Ces principes généraux et ces divisions étant posés, nous allons aborder maintenant la psychologie des ouvriers parisiens, ayant surtout en vue, comme il a été dit, la classe des artisans. Voici les caractéristiques les plus frappantes de leur état mental.

L’ouvrier parisien se rapproche des êtres primitifs par sa nature impulsive, son imprévoyance, l’incapacité de se dominer et son habitude de n’avoir pour guide que l’instinct du moment. Mais il possède un sens artistique, parfois critique, très affiné par le milieu où il vit. En dehors des choses de son métier, qu’il exécute très bien, (avec plus de goût cependant que de fini), il raisonne peu ou mal, et n’est guère accessible à d’autre logique qu’à celle des sentiments.
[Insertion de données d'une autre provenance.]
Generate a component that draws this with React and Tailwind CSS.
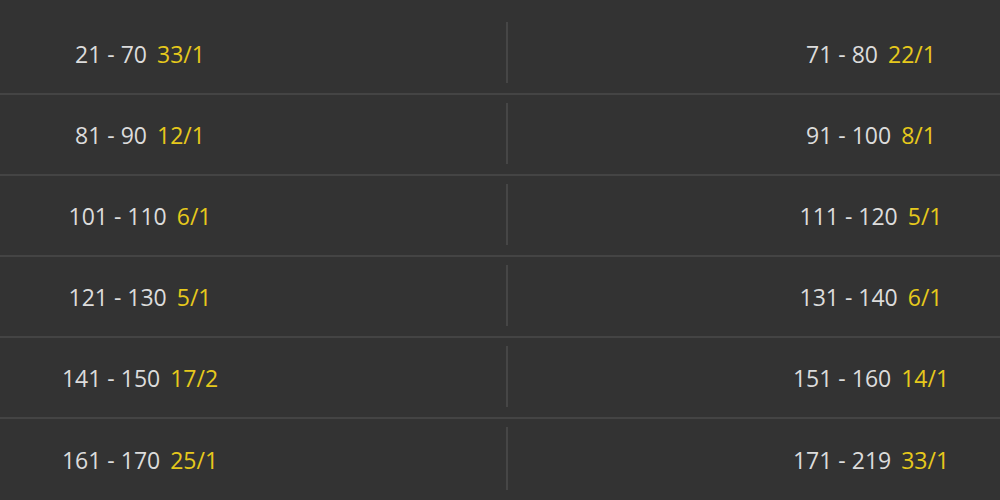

Il aime à se plaindre et à déblatérer, mais ses plaintes sont plus passives qu’actives. Il est au fond très conservateur, très casanier, et n’a guère de goût pour le changement. Indifférent aux doctrines politiques, il s’est toujours soumis facilement à tous les régimes, pourvu qu’ils eussent à leur tête des individus possédant du prestige. Le panache d’un général produit toujours sur lui une sorte d’émotion respectueuse à laquelle il ne résiste guère. On le mène aisément avec des mots et du prestige et pas du tout avec des raisons.